⟨

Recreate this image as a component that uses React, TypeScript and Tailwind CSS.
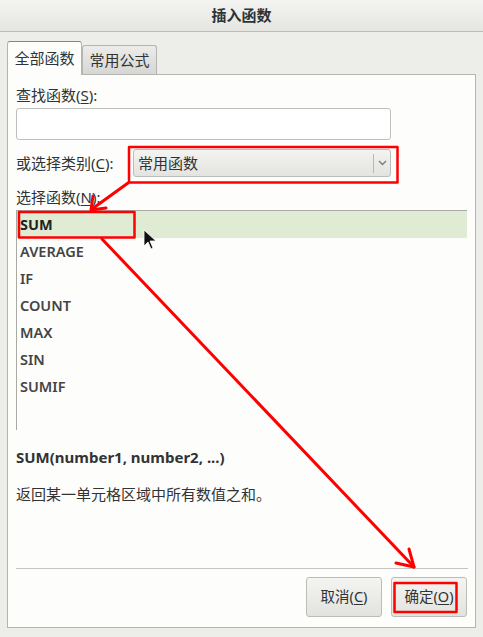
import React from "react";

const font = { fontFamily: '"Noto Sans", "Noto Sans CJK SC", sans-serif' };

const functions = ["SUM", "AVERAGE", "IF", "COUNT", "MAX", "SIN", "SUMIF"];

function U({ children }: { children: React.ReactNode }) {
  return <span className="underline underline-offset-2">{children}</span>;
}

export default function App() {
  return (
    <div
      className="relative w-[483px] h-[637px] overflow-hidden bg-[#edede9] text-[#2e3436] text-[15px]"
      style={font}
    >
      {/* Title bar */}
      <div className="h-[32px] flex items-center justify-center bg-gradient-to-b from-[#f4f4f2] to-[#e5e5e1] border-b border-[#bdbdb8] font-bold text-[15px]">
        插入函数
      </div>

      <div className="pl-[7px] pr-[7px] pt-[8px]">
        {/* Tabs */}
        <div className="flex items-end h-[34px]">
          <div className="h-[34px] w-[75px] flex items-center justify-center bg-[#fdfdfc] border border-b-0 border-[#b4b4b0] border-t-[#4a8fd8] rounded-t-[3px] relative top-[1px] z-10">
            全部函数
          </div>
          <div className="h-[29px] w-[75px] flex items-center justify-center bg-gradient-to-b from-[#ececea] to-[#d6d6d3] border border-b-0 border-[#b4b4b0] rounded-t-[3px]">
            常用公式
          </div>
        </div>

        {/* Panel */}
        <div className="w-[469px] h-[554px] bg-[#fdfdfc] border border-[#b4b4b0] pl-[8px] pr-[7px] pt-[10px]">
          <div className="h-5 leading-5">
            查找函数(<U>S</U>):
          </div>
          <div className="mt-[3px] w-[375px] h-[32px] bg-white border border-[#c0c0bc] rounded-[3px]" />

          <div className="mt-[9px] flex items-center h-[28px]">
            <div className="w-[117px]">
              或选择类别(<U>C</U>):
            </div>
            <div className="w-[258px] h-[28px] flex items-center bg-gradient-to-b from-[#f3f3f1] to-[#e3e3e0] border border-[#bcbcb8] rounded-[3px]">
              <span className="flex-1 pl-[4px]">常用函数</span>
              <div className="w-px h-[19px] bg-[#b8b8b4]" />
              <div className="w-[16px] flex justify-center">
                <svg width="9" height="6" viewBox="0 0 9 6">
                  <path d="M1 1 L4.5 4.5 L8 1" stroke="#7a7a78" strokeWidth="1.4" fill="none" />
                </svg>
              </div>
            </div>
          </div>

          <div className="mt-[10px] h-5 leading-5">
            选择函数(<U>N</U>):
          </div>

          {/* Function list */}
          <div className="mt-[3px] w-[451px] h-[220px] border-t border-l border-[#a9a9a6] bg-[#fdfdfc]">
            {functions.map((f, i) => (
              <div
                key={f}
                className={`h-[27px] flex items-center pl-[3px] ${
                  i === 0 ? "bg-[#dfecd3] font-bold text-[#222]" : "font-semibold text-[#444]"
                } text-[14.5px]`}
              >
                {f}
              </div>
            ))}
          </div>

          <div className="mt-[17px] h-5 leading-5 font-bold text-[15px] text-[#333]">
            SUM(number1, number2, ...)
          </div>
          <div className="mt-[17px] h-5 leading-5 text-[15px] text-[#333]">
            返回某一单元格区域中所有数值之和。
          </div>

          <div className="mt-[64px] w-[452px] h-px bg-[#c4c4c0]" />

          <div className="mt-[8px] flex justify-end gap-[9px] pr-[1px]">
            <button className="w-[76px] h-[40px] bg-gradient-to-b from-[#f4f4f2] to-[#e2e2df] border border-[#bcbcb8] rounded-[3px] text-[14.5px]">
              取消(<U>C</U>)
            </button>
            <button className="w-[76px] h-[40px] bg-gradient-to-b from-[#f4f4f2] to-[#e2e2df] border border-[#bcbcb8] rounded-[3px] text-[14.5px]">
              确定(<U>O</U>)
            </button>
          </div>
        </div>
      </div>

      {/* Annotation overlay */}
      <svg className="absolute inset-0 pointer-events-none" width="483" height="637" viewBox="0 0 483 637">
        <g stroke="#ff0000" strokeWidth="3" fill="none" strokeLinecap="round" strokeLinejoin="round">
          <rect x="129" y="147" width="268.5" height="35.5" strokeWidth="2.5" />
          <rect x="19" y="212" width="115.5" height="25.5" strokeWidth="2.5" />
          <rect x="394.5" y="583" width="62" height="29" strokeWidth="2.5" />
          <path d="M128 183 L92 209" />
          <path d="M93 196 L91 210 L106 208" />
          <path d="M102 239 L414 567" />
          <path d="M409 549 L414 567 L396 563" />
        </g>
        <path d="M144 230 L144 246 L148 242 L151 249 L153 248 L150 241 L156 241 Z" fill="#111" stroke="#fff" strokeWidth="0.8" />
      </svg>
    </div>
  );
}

⟩

Restate the entire listing word for word, excluding pictures.

● **OUTPUT FOR THIS EXERCISE**
Recreate this image as a component that uses React, TypeScript and Tailwind CSS.
import React from "react";

const font = { fontFamily: '"Noto Sans", "Noto Sans CJK SC", sans-serif' };

const functions = ["SUM", "AVERAGE", "IF", "COUNT", "MAX", "SIN", "SUMIF"];

function U({ children }: { children: React.ReactNode }) {
  return <span className="underline underline-offset-2">{children}</span>;
}

export default function App() {
  return (
    <div
      className="relative w-[483px] h-[637px] overflow-hidden bg-[#edede9] text-[#2e3436] text-[15px]"
      style={font}
    >
      {/* Title bar */}
      <div className="h-[32px] flex items-center justify-center bg-gradient-to-b from-[#f4f4f2] to-[#e5e5e1] border-b border-[#bdbdb8] font-bold text-[15px]">
        插入函数
      </div>

      <div className="pl-[7px] pr-[7px] pt-[8px]">
        {/* Tabs */}
        <div className="flex items-end h-[34px]">
          <div className="h-[34px] w-[75px] flex items-center justify-center bg-[#fdfdfc] border border-b-0 border-[#b4b4b0] border-t-[#4a8fd8] rounded-t-[3px] relative top-[1px] z-10">
            全部函数
          </div>
          <div className="h-[29px] w-[75px] flex items-center justify-center bg-gradient-to-b from-[#ececea] to-[#d6d6d3] border border-b-0 border-[#b4b4b0] rounded-t-[3px]">
            常用公式
          </div>
        </div>

        {/* Panel */}
        <div className="w-[469px] h-[554px] bg-[#fdfdfc] border border-[#b4b4b0] pl-[8px] pr-[7px] pt-[10px]">
          <div className="h-5 leading-5">
            查找函数(<U>S</U>):
          </div>
          <div className="mt-[3px] w-[375px] h-[32px] bg-white border border-[#c0c0bc] rounded-[3px]" />

          <div className="mt-[9px] flex items-center h-[28px]">
            <div className="w-[117px]">
              或选择类别(<U>C</U>):
            </div>
            <div className="w-[258px] h-[28px] flex items-center bg-gradient-to-b from-[#f3f3f1] to-[#e3e3e0] border border-[#bcbcb8] rounded-[3px]">
              <span className="flex-1 pl-[4px]">常用函数</span>
              <div className="w-px h-[19px] bg-[#b8b8b4]" />
              <div className="w-[16px] flex justify-center">
                <svg width="9" height="6" viewBox="0 0 9 6">
                  <path d="M1 1 L4.5 4.5 L8 1" stroke="#7a7a78" strokeWidth="1.4" fill="none" />
                </svg>
              </div>
            </div>
          </div>

          <div className="mt-[10px] h-5 leading-5">
            选择函数(<U>N</U>):
          </div>

          {/* Function list */}
          <div className="mt-[3px] w-[451px] h-[220px] border-t border-l border-[#a9a9a6] bg-[#fdfdfc]">
            {functions.map((f, i) => (
              <div
                key={f}
                className={`h-[27px] flex items-center pl-[3px] ${
                  i === 0 ? "bg-[#dfecd3] font-bold text-[#222]" : "font-semibold text-[#444]"
                } text-[14.5px]`}
              >
                {f}
              </div>
            ))}
          </div>

          <div className="mt-[17px] h-5 leading-5 font-bold text-[15px] text-[#333]">
            SUM(number1, number2, ...)
          </div>
          <div className="mt-[17px] h-5 leading-5 text-[15px] text-[#333]">
            返回某一单元格区域中所有数值之和。
          </div>

          <div className="mt-[64px] w-[452px] h-px bg-[#c4c4c0]" />

          <div className="mt-[8px] flex justify-end gap-[9px] pr-[1px]">
            <button className="w-[76px] h-[40px] bg-gradient-to-b from-[#f4f4f2] to-[#e2e2df] border border-[#bcbcb8] rounded-[3px] text-[14.5px]">
              取消(<U>C</U>)
            </button>
            <button className="w-[76px] h-[40px] bg-gradient-to-b from-[#f4f4f2] to-[#e2e2df] border border-[#bcbcb8] rounded-[3px] text-[14.5px]">
              确定(<U>O</U>)
            </button>
          </div>
        </div>
      </div>

      {/* Annotation overlay */}
      <svg className="absolute inset-0 pointer-events-none" width="483" height="637" viewBox="0 0 483 637">
        <g stroke="#ff0000" strokeWidth="3" fill="none" strokeLinecap="round" strokeLinejoin="round">
          <rect x="129" y="147" width="268.5" height="35.5" strokeWidth="2.5" />
          <rect x="19" y="212" width="115.5" height="25.5" strokeWidth="2.5" />
          <rect x="394.5" y="583" width="62" height="29" strokeWidth="2.5" />
          <path d="M128 183 L92 209" />
          <path d="M93 196 L91 210 L106 208" />
          <path d="M102 239 L414 567" />
          <path d="M409 549 L414 567 L396 563" />
        </g>
        <path d="M144 230 L144 246 L148 242 L151 249 L153 248 L150 241 L156 241 Z" fill="#111" stroke="#fff" strokeWidth="0.8" />
      </svg>
    </div>
  );
}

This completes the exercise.